A constraint is satisfied if the condition it specifies is true within a small tolerance.  This is a little different from a logical formula such as =A1>=0 evaluating to TRUE or FALSE which you might enter in a cell.  In this example, if A1 were -0.0000001, the logical formula would evaluate to FALSE, but with the default ASP Precision setting (found under the Engine tab), the constraint would be satisfied.  This is necessary because of the numerical methods used to find solutions to optimization models and the finite precision of computer arithmetic.

Examples of Optimization Applications

Here are some examples of optimization problems in various industries:

Finance and Investment

Working capital management involves deciding how much cash to allocate to different purposes (accounts receivable, inventory, etc.) across multiple time periods, to maximize interest earnings.

Capital budgeting involves deciding how much money to invest in projects that initially consume cash but later generate cash, to maximize a firm's return on capital.

Portfolio optimization -- creating "efficient portfolios" -- involves deciding how much money to invest in stocks or bonds to maximize return for a given level of risk, or to minimize risk for a target rate of return.

Manufacturing

Job shop scheduling involves deciding how to assign work orders to different types of production equipment, to minimize delivery time or maximize equipment utilization.

Blending (of petroleum products, ores, animal feed, etc.) involves deciding how to combine raw materials of different types and grades, to meet demand while minimizing costs.

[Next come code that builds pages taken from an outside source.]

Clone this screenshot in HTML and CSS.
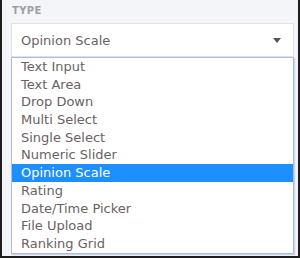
FILE: index.html
```html
<!DOCTYPE html>
<html lang="en">
<head>
    <meta charset="UTF-8">
    <meta name="viewport" content="width=device-width, initial-scale=1.0">
    <title>Question Type</title>
    <link rel="stylesheet" href="styles.css">
</head>

<body>
    <div class="field">
        <div class="field-label">TYPE</div>
        <div class="select-wrap">
            <div class="select-box">
                <span class="select-value">Opinion Scale</span>
                <span class="select-arrow"></span>
            </div>
            <!-- open dropdown list -->
            <ul class="options">
                <li>Text Input</li>
                <li>Text Area</li>
                <li>Drop Down</li>
                <li>Multi Select</li>
                <li>Single Select</li>
                <li>Numeric Slider</li>
                <li class="selected">Opinion Scale</li>
                <li>Rating</li>
                <li>Date/Time Picker</li>
                <li>File Upload</li>
                <li>Ranking Grid</li>
            </ul>
        </div>
        <div class="below"></div>
    </div>
</body>
</html>
```

FILE: styles.css
```css
html, body {
    margin: 0;
    padding: 0;
}

body {
    width: 300px;
    height: 258px;
    box-sizing: border-box;
    background-color: #f3f5f8;
    border-left: 2px solid #1e1e1e;
    border-right: 2px solid #1e1e1e;
    border-bottom: 2px solid #1e1e1e;
    font-family: "DejaVu Sans", Verdana, sans-serif;
    overflow: hidden;
}

.field {
    padding: 5px 4px 0 9px;
}

.field-label {
    font-size: 10px;
    font-weight: bold;
    line-height: 12px;
    letter-spacing: 0.4px;
    color: #a0a0a0;
    padding-left: 1px;
    margin-bottom: 6px;
}

.select-wrap {
    position: relative;
}

.select-box {
    display: flex;
    align-items: center;
    justify-content: space-between;
    height: 32px;
    background: #fff;
    border: 1px solid #dde2e8;
    padding: 0 12px 0 9px;
}

.select-value {
    font-size: 13px;
    color: #6a6262;
}

.select-arrow {
    width: 0;
    height: 0;
    border-left: 4px solid transparent;
    border-right: 4px solid transparent;
    border-top: 5px solid #555;
}

.options {
    position: absolute;
    top: 100%;
    left: 0;
    width: 281px;
    margin: 0;
    padding: 0;
    list-style: none;
    background: #fff;
    border: 1px solid #a9bde6;
    box-shadow: 1px 1px 1px rgba(120, 150, 210, 0.35);
    z-index: 2;
}

.options li {
    height: 17.7px;
    line-height: 17.7px;
    padding-left: 9px;
    font-size: 13px;
    color: #6a6262;
}

.options li.selected {
    background-color: #1e8fff;
    color: #fff;
}

.below {
    margin-top: 176px;
    border-top: 1px solid #dfe2e6;
}
```
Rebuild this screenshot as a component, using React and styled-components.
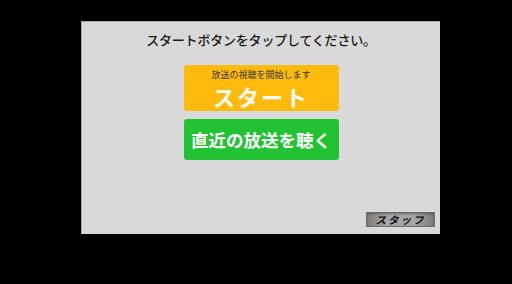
import React from "react";
import styled, { createGlobalStyle } from "styled-components";

const GlobalStyle = createGlobalStyle`
  html, body {
    margin: 0;
    padding: 0;
    background: #000;
  }
  body {
    font-family: "Noto Sans CJK JP", "Noto Sans", sans-serif;
  }
`;

const Screen = styled.div`
  width: 512px;
  height: 284px;
  background: #000;
  padding: 21px 0 0 81px;
  box-sizing: border-box;
`;

const Panel = styled.div`
  width: 359px;
  height: 213px;
  box-sizing: border-box;
  background: #d9d9d9;
  border-top: 1px solid #a8a8a8;
  border-left: 1px solid #a8a8a8;
  display: flex;
  flex-direction: column;
  align-items: center;
  padding: 9px 0 7px 0;
`;

const Title = styled.h1`
  margin: 0;
  font-size: 13px;
  line-height: 18px;
  font-weight: 500;
  color: #1a1a1a;
  letter-spacing: -0.2px;
`;

const Actions = styled.div`
  display: flex;
  flex-direction: column;
  gap: 8px;
  margin-top: 16px;
`;

const ActionButton = styled.button`
  width: 155px;
  height: ${(p) => p.$height}px;
  box-sizing: border-box;
  border: none;
  border-radius: 3px;
  background: ${(p) => p.$color};
  color: #fff;
  display: flex;
  flex-direction: column;
  align-items: center;
  justify-content: ${(p) => (p.$stacked ? "flex-start" : "center")};
  padding: ${(p) => (p.$stacked ? "3px 0 0" : "0")};
  font-family: inherit;
  cursor: pointer;
`;

const Caption = styled.span`
  font-size: 9px;
  line-height: 13px;
  color: #333;
`;

const BigLabel = styled.span`
  font-size: 22px;
  line-height: 30px;
  font-weight: 700;
  letter-spacing: 2px;
`;

const GreenLabel = styled.span`
  font-size: 17.5px;
  line-height: 26px;
  font-weight: 700;
`;

const StaffButton = styled.button`
  margin-top: auto;
  margin-right: 5px;
  align-self: flex-end;
  width: 69px;
  height: 15px;
  padding: 0;
  border: 1px solid #6e6e6e;
  background: linear-gradient(
    to right,
    #7c7c7c 0%,
    #a6a6a6 30%,
    #a6a6a6 70%,
    #7c7c7c 100%
  );
  box-shadow: inset 0 1px 2px rgba(0, 0, 0, 0.35);
  font-family: inherit;
  font-size: 10.5px;
  line-height: 13px;
  font-weight: 700;
  font-style: italic;
  color: #111;
  letter-spacing: 2px;
`;

export default function App() {
  return (
    <>
      <GlobalStyle />
      <Screen>
        <Panel>
          <Title>スタートボタンをタップしてください。</Title>
          <Actions>
            <ActionButton $color="#ffbb0c" $height={46} $stacked>
              <Caption>放送の視聴を開始します</Caption>
              <BigLabel>スタート</BigLabel>
            </ActionButton>
            <ActionButton $color="#22c332" $height={41}>
              <GreenLabel>直近の放送を聴く</GreenLabel>
            </ActionButton>
          </Actions>
          <StaffButton>スタッフ</StaffButton>
        </Panel>
      </Screen>
    </>
  );
}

Cutting stock (for lumber, paper, etc.) involves deciding how to cut large sheets or timbers into smaller pieces, to meet demand while minimizing waste.

Distribution and Networks

Routing (of goods, natural gas, electricity, digital data, etc.) involves deciding which paths items should move through to arrive at various destinations, to minimize costs or maximize throughput.

Loading (of trucks, rail cars, etc.) involves deciding how items of different sizes should be placed in vehicles so as to minimize wasted or unused space.

Scheduling of everything from workers to vehicles and meeting rooms involves deciding how resources should be allocate to various tasks in order to meet demand while minimizing overall costs.

A Note on Model Scaling

As you begin to develop more complex optimization models, it is very important to avoid creating a poorly scaled model.  A poorly scaled model is one that computes values of the objective, constraints, or intermediate results that differ by several orders of magnitude.  A classic example is a financial model that computes investment amounts in millions or billions of dollars, while also computing return or risk measures in fractions of a percent.  Because of the finite precision of computer arithmetic, when these values of very different magnitudes (or others derived from them) are added, subtracted, or compared – in the user’s model or in the Solver’s own calculations – the result will be accurate to only a few significant digits.  After many such steps, the Solver may suffer from “numerical instability.”  This can cause Solver to return messages such as “Solver could not find a feasible solution,” “Solver could not improve the current solution,” or even “The linearity conditions required by this Solver engine are not satisfied,” along with results that are suboptimal or otherwise very different from your expectations.

Scaling issues can be partially mitigated using ASP’s “Use Automatic Scaling” option on the Task Pane’s Engine tab.  When this option is set to True, the Solver will rescale the values of the objective and constraint functions internally in order to minimize the effects of poor scaling.  However, this can only help with the Solver’s own calculations – it can’t help with poorly scaled results that arise in the middle of your Excel formulas.

The best way to avoid scaling problems is to carefully choose the units used in your model so that all computed results are within a few orders of magnitude of each other.  For example, if you express investment dollar amounts in units of millions, then the actual numbers computed on your worksheet may range from perhaps 1 to 1,000.  When combined with return rates of a fraction of a percent, this model has much better scaling than a model that uses the actual dollar units.

If you’re experiencing unusual optimization results that you suspect may be due to poor scaling, you can check your model for scaling problems that arise in the middle of your Excel formulas by selecting ASP’s “Scaling Report” after solving your model.  This report appears as a choice under Reports – Optimization whenever you get a result that may be due to a poorly scaled model, such as “Solver could not find a feasible solution,” “Solver could not improve the current solution,” or “The linearity conditions required by this Solver engine are not satisfied.”  If you are puzzled by a result, and you see that the Scaling Report is available, we highly recommend that you select it, click OK, and then examine the report contents.

For more details on model scaling and ASP’s Scaling Report, please refer to the ASP Reference Guide.